I was wondering what is the norm of the position operator $Xf(x)=xf(x)$ in $L^2[0,1]$. I have two different results.
The first one is the simplest and the reasonable: $$||X|| \overset{||f(x)||=1}{=} \sup||xf(x)||=\sup||x||=1, $$ since $x\in[0,1]$.
The second method is the usual one I have always applied for L^2 opeartors:
$$||Xf(x)||^2=\left(\int_0^1xf(x)\text{d}x\right)^2\le\left|\int_0^1x^2\text{d}x\right| \left|\int_0^1f^2(x)\text{d}x\right|=\frac13||f(x)||^2 \qquad \implies \qquad ||X||=\frac{1}{\sqrt{3}}.$$
Both are different, and I am not able to find the mistake in the second method. Can you help me?
Thank you in advance :)
The "mistake" is in both methods.
In the first one, you are mixing norms. The result is correct, though.

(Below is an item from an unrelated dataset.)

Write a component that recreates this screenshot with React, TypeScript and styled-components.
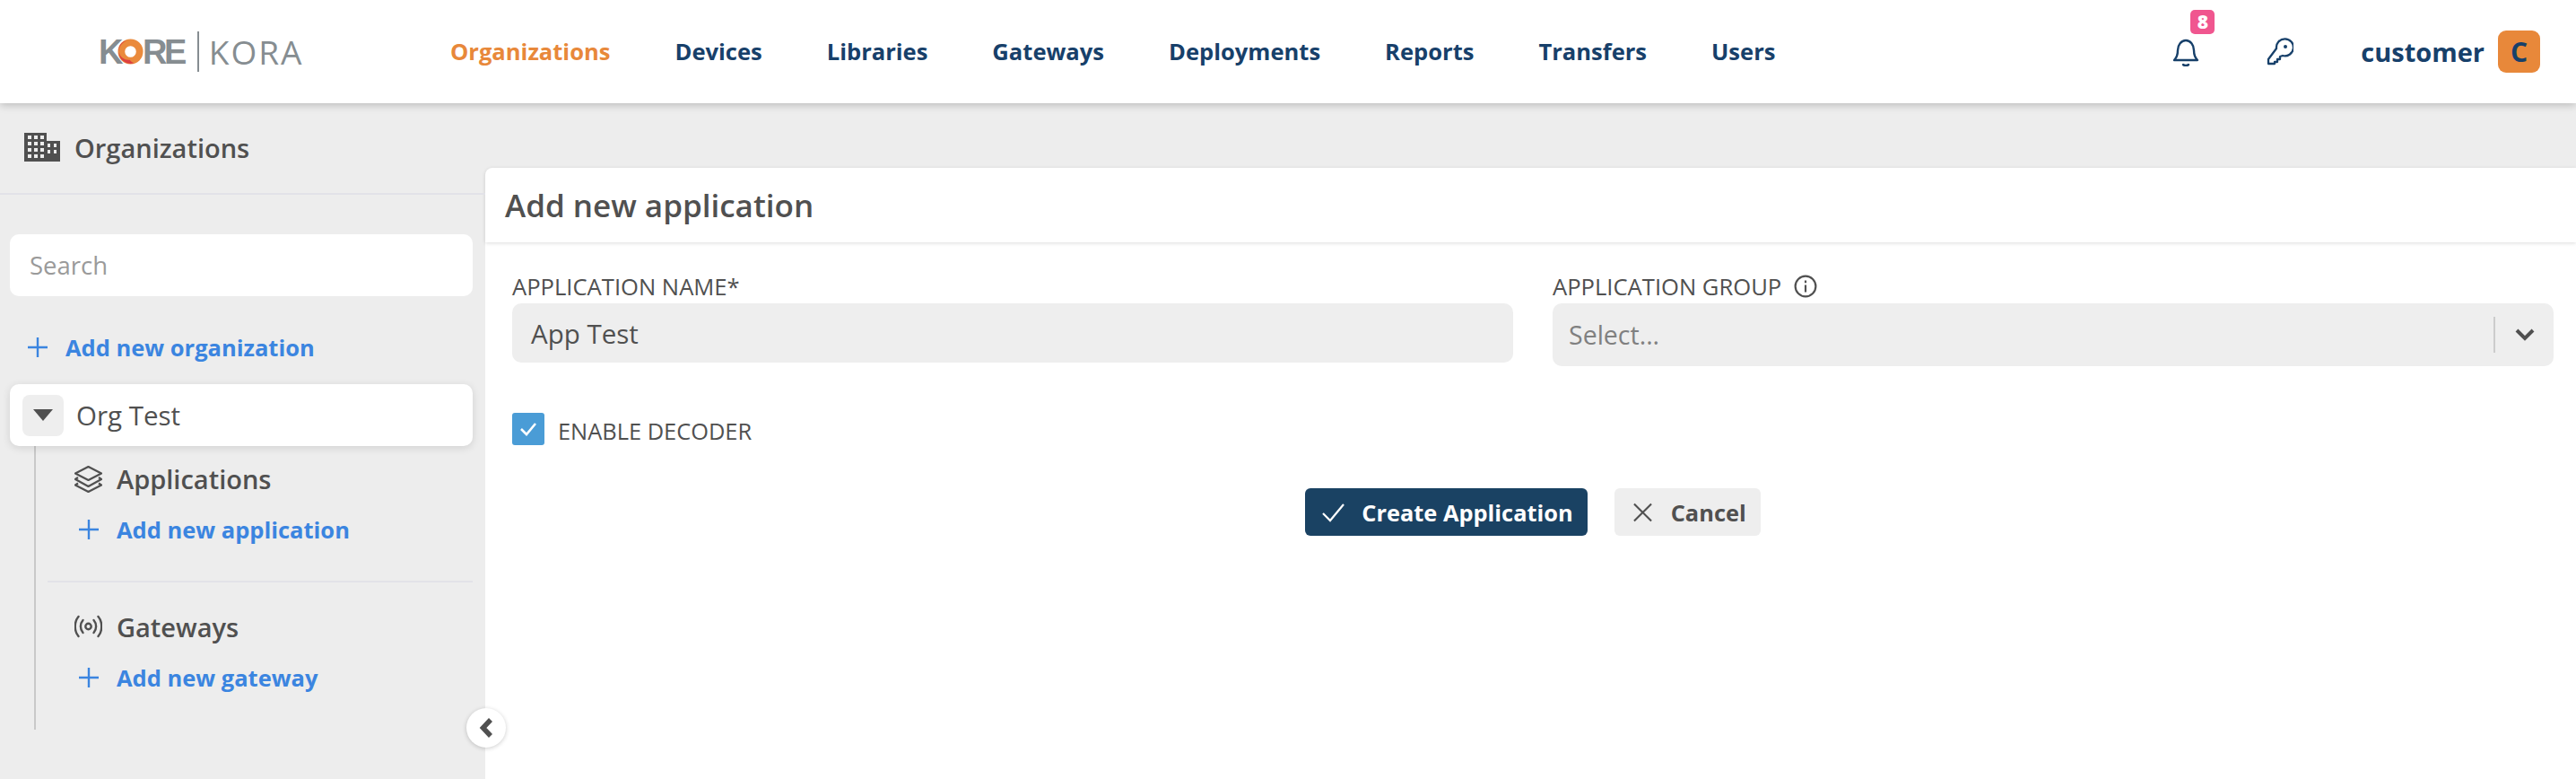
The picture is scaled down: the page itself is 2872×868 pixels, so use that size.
import React from "react";
import styled, { createGlobalStyle } from "styled-components";

const Global = createGlobalStyle`
  html, body { margin: 0; padding: 0; background: #ededed; }
  * { box-sizing: border-box; }
  body { font-family: "Open Sans", "Noto Sans", sans-serif; color: #505050; }
`;
const Page = styled.div`display:flex;flex-direction:column;width:2872px;height:868px;overflow:hidden;background:#ededed;`;
const Header = styled.header`
  position:relative;z-index:2;display:flex;align-items:center;height:115px;flex:none;background:#fff;
  box-shadow:0 2px 9px rgba(0,0,0,.22);padding-left:110px;
`;
const Logo = styled.div`display:flex;align-items:center;width:392px;flex:none;color:#868d91;`;
const LogoBold = styled.span`font-family:"Liberation Sans",sans-serif;font-weight:700;font-size:38px;letter-spacing:-3.5px;line-height:1;`;
const LogoRing = styled.svg`width:29px;height:29px;margin:0 -1px 0 -3px;flex:none;`;
const LogoRule = styled.span`width:2px;height:45px;background:#868d91;margin:0 11px 0 15px;flex:none;`;
const LogoLight = styled.span`font-family:"Open Sans",sans-serif;font-weight:400;font-size:37px;letter-spacing:2px;line-height:1;`;
const Nav = styled.nav`display:flex;gap:72px;margin-top:-1px;`;
const NavLink = styled.a<{ $active?: boolean }>`
  font-weight:700;font-size:25.55px;line-height:34px;color:${p => (p.$active ? "#e8883a" : "#17406a")};
`;
const Tools = styled.div`display:flex;align-items:center;margin-left:auto;padding-right:40px;color:#17406a;`;
const BellWrap = styled.div`position:relative;width:28px;height:32px;margin-right:77px;`;
const Badge = styled.span`
  position:absolute;left:20px;top:-31px;width:27px;height:27px;border-radius:5px;background:#f0568f;color:#fff;
  font-weight:800;font-size:21px;line-height:27px;text-align:center;
`;
const ToolIcon = styled.svg`display:block;width:30px;height:32px;`;
const UserName = styled.span`font-weight:700;font-size:29px;line-height:40px;margin-left:75px;margin-right:15px;`;
const Avatar = styled.span`
  width:47px;height:47px;border-radius:9px;background:#e8883a;color:#17406a;font-weight:700;font-size:30px;
  line-height:47px;text-align:center;
`;
const Main = styled.div`display:flex;flex:1;min-height:0;`;
const Sidebar = styled.aside`width:541px;flex:none;position:relative;`;
const SideTitle = styled.div`
  display:flex;align-items:center;height:102px;padding:0 0 2px 27px;border-bottom:2px solid #e2e2e8;
  font-weight:600;font-size:29px;color:#505050;gap:16px;
`;
const SearchBox = styled.div`
  margin:44px 14px 0 11px;height:69px;border-radius:10px;background:#fff;padding-left:22px;
  font-size:27.500px;line-height:69px;color:#9a9a9a;
`;
const AddRow = styled.a<{ $top: number; $left: number }>`
  display:flex;align-items:center;height:40px;margin-top:${p => p.$top}px;padding-left:${p => p.$left}px;
  color:#3b85e0;font-weight:700;font-size:25.5px;gap:20px;
`;
const Plus = styled.svg`width:22px;height:22px;flex:none;`;
const OrgCard = styled.div`
  position:relative;z-index:1;display:flex;align-items:center;margin:21px 14px 0 11px;height:69px;border-radius:10px;
  background:#fff;padding-left:14px;box-shadow:0 2px 10px rgba(0,0,0,.12);font-size:29.5px;color:#505050;gap:14px;
`;
const Toggle = styled.span`
  display:flex;align-items:center;justify-content:center;width:46px;height:46px;border-radius:8px;background:#eeeeee;
`;
const Caret = styled.svg`width:22px;height:13px;`;
const Tree = styled.div`margin-left:38px;border-left:2px solid #c9c9c9;padding-top:16px;padding-bottom:38px;`;
const SectionRow = styled.div<{ $top?: number }>`
  display:flex;align-items:center;height:40px;margin-top:${p => p.$top ?? 0}px;padding-left:43px;
  font-weight:600;font-size:29px;color:#505050;gap:16px;
`;
const SectionIcon = styled.svg`width:31px;height:31px;flex:none;`;
const TreeRule = styled.div`height:2px;background:#e2e2e8;margin:37px 14px 0 13px;`;
const Collapse = styled.button`
  position:absolute;z-index:3;left:520px;top:674px;width:44px;height:44px;border:0;border-radius:50%;background:#fff;
  box-shadow:0 1px 5px rgba(0,0,0,.2);padding:0;display:flex;align-items:center;justify-content:center;
`;
const Panel = styled.section`flex:1;margin-top:72px;background:#fff;border-top-left-radius:8px;display:flex;flex-direction:column;`;
const PanelHead = styled.div`
  height:83px;flex:none;padding-left:22px;font-weight:600;font-size:35px;line-height:84px;color:#505050;
  box-shadow:0 1px 4px rgba(0,0,0,.14);border-top-left-radius:8px;
`;
const Form = styled.div`padding:33px 25px 0 30px;`;
const FieldGrid = styled.div`display:grid;grid-template-columns:1116px 1116px;column-gap:44px;align-items:start;`;
const Field = styled.div`display:flex;flex-direction:column;`;
const Label = styled.label`display:flex;align-items:center;gap:14px;height:32px;margin-bottom:3px;font-size:25.6px;color:#505050;`;
const Input = styled.div`
  height:66px;border-radius:10px;background:#eeeeee;padding-left:21px;font-size:29.5px;line-height:67px;color:#505050;
`;
const Select = styled.div`
  display:flex;align-items:center;height:70px;border-radius:10px;background:#eeeeee;padding-left:18px;
  font-size:28.5px;color:#808080;
`;
const SelectText = styled.span`flex:1;`;
const SelectRule = styled.span`width:2px;height:40px;background:#cccccc;`;
const SelectArrow = styled.span`display:flex;justify-content:center;width:65px;`;
const CheckRow = styled.div`display:flex;align-items:center;gap:15px;margin-top:52px;height:36px;font-size:25.4px;color:#505050;`;
const CheckBox = styled.span`
  display:flex;align-items:center;justify-content:center;width:36px;height:36px;border-radius:3px;background:#4a9cd6;
`;
const CheckText = styled.span`padding-top:3px;`;
const Actions = styled.div`display:flex;justify-content:center;gap:30px;margin-top:48px;`;
const Btn = styled.button<{ $primary?: boolean }>`
  display:flex;align-items:center;height:53px;border:0;border-radius:6px;font-family:inherit;font-weight:700;font-size:25.4px;
  gap:${p => (p.$primary ? 19 : 21)}px;padding:0 ${p => (p.$primary ? "16px 0 19px" : "16px 0 21px")};
  background:${p => (p.$primary ? "#1a4263" : "#eeeeee")};color:${p => (p.$primary ? "#fff" : "#505050")};
`;
const BtnIcon = styled.svg`width:25px;height:22px;flex:none;`;

const PlusIcon = () => (
  <Plus viewBox="0 0 22 22"><path d="M11 0v22M0 11h22" stroke="currentColor" strokeWidth="2.4" /></Plus>
);

export default function App() {
  return (
    <Page>
      <Global />
      <Header>
        <Logo>
          <LogoBold>K</LogoBold>
          <LogoRing viewBox="0 0 30 30">
            <circle cx="15" cy="15" r="10.5" fill="none" stroke="#ea8a3c" strokeWidth="8" />
            <path d="M11 2.2A13.5 13.5 0 0 0 19 28.2 13 13 0 0 1 14 24.5 11 11 0 0 1 11 2.2Z" fill="#dd4040" />
          </LogoRing>
          <LogoBold>RE</LogoBold>
          <LogoRule />
          <LogoLight>KORA</LogoLight>
        </Logo>
        <Nav>
          <NavLink $active>Organizations</NavLink>
          <NavLink>Devices</NavLink>
          <NavLink>Libraries</NavLink>
          <NavLink>Gateways</NavLink>
          <NavLink>Deployments</NavLink>
          <NavLink>Reports</NavLink>
          <NavLink>Transfers</NavLink>
          <NavLink>Users</NavLink>
        </Nav>
        <Tools>
          <BellWrap>
            <ToolIcon viewBox="0 0 30 32" fill="none" stroke="currentColor" strokeWidth="2.4" strokeLinecap="round" strokeLinejoin="round">
              <path d="M2 25c3-3 4-6 4-11 0-6 4-11 9-11s9 5 9 11c0 5 1 8 4 11Z" />
              <path d="M12 30c1.5 1.4 4.500 1.400 6 0" />
            </ToolIcon>
            <Badge>8</Badge>
          </BellWrap>
          <ToolIcon viewBox="0 0 30 32" fill="none" stroke="currentColor" strokeWidth="2.3" strokeLinejoin="round">
            <path d="M11 13a9.500 9.500 0 1 1 7 8l-3 1v3h-3v3H9v2H2v-5Z" transform="translate(0 -1)" />
            <circle cx="21" cy="10" r="2" fill="currentColor" stroke="none" />
          </ToolIcon>
          <UserName>customer</UserName>
          <Avatar>C</Avatar>
        </Tools>
      </Header>
      <Main>
        <Sidebar>
          <SideTitle>
            <svg width="40" height="32" viewBox="0 0 40 32" fill="#505050">
              <path fillRule="evenodd" d="M0 0h25v9h15v23H0ZM4 3v4h4V3Zm7 0v4h4V3Zm7 0v4h4V3ZM4 10v4h4v-4Zm7 0v4h4v-4Zm7 0v4h4v-4Zm8 2v4h3v-4Zm7 0v4h3v-4ZM4 17v4h4v-4Zm7 0v4h4v-4Zm7 0v4h4v-4Zm8 2v4h3v-4Zm7 0v4h3v-4ZM4 24v4h4v-4Zm7 0v4h4v-4Zm7 0v4h4v-4Z" />
            </svg>
            Organizations
          </SideTitle>
          <SearchBox>Search</SearchBox>
          <AddRow $top={37} $left={31}><PlusIcon />Add new organization</AddRow>
          <OrgCard>
            <Toggle>
              <Caret viewBox="0 0 22 13"><path d="M0 0h22L11 13Z" fill="#505050" /></Caret>
            </Toggle>
            Org Test
          </OrgCard>
          <Tree>
            <SectionRow>
              <SectionIcon viewBox="0 0 31 31" fill="none" stroke="#505050" strokeWidth="2.2" strokeLinejoin="round">
                <path d="M15.500 2 30 9.500 15.500 17 1 9.500Z" />
                <path d="M4 14 1 16 15.500 24 30 16 27 14" />
                <path d="M4 20.500 1 22.500 15.500 30 30 22.500 27 20.500" />
              </SectionIcon>
              Applications
            </SectionRow>
            <AddRow $top={17} $left={48}><PlusIcon />Add new application</AddRow>
            <TreeRule />
            <SectionRow $top={29}>
              <SectionIcon viewBox="0 0 31 31" fill="none" stroke="#505050" strokeWidth="2.4" strokeLinecap="round">
                <circle cx="15.500" cy="15" r="3.200" />
                <path d="M9.500 8c-3.500 4-3.500 10 0 14M21.500 8c3.500 4 3.500 10 0 14" />
                <path d="M4.500 4c-5 6-5 16 0 22M26.500 4c5 6 5 16 0 22" />
              </SectionIcon>
              Gateways
            </SectionRow>
            <AddRow $top={17} $left={48}><PlusIcon />Add new gateway</AddRow>
          </Tree>
          <Collapse aria-label="Collapse">
            <svg width="18" height="24" viewBox="0 0 18 24"><path d="M14 3 5.500 12l8.500 9" fill="none" stroke="#505050" strokeWidth="5.500" /></svg>
          </Collapse>
        </Sidebar>
        <Panel>
          <PanelHead>Add new application</PanelHead>
          <Form>
            <FieldGrid>
              <Field>
                <Label>APPLICATION NAME*</Label>
                <Input>App Test</Input>
              </Field>
              <Field>
                <Label>
                  APPLICATION GROUP
                  <svg width="26" height="26" viewBox="0 0 24 24" fill="none" stroke="#505050" strokeWidth="2">
                    <circle cx="12" cy="12" r="10.500" />
                    <path d="M12 10.500V18M12 6v2.500" />
                  </svg>
                </Label>
                <Select>
                  <SelectText>Select...</SelectText>
                  <SelectRule />
                  <SelectArrow>
                    <svg width="22" height="14" viewBox="0 0 22 14"><path d="M2 2l9 9 9-9" fill="none" stroke="#505050" strokeWidth="4" /></svg>
                  </SelectArrow>
                </Select>
              </Field>
            </FieldGrid>
            <CheckRow>
              <CheckBox>
                <svg width="20" height="16" viewBox="0 0 20 16"><path d="M2 8l6 6L18 2" fill="none" stroke="#fff" strokeWidth="2.600" /></svg>
              </CheckBox>
              <CheckText>ENABLE DECODER</CheckText>
            </CheckRow>
            <Actions>
              <Btn $primary>
                <BtnIcon viewBox="0 0 25 22"><path d="M1 12l8 8L24 2" fill="none" stroke="#fff" strokeWidth="2.200" /></BtnIcon>
                Create Application
              </Btn>
              <Btn>
                <BtnIcon viewBox="0 0 22 22" style={{ width: 21 }}><path d="M1 1l20 20M21 1 1 21" fill="none" stroke="#505050" strokeWidth="2.200" /></BtnIcon>
                Cancel
              </Btn>
            </Actions>
          </Form>
        </Panel>
      </Main>
    </Page>
  );
}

In the second, you have $\|Xf\|_2^2=\int_0^1 x^2 f^2(x)$, and you cannot apply Cauchy-Schwarz.
The usual calculation is $$ \|Xf\|=\left(\int_0^1 x^2 f^2(x)\,dx\right)^{1/2}\leq\left(\int_0^1 f^2(x)\,dx\right)^{1/2}=\|f\|, $$ so $\|X\|\leq 1$. Further for each $\delta>0$ you can find $f$ with $\|Xf\|\geq(1-\delta)\|f\|$, proving that $\|X\|=1$.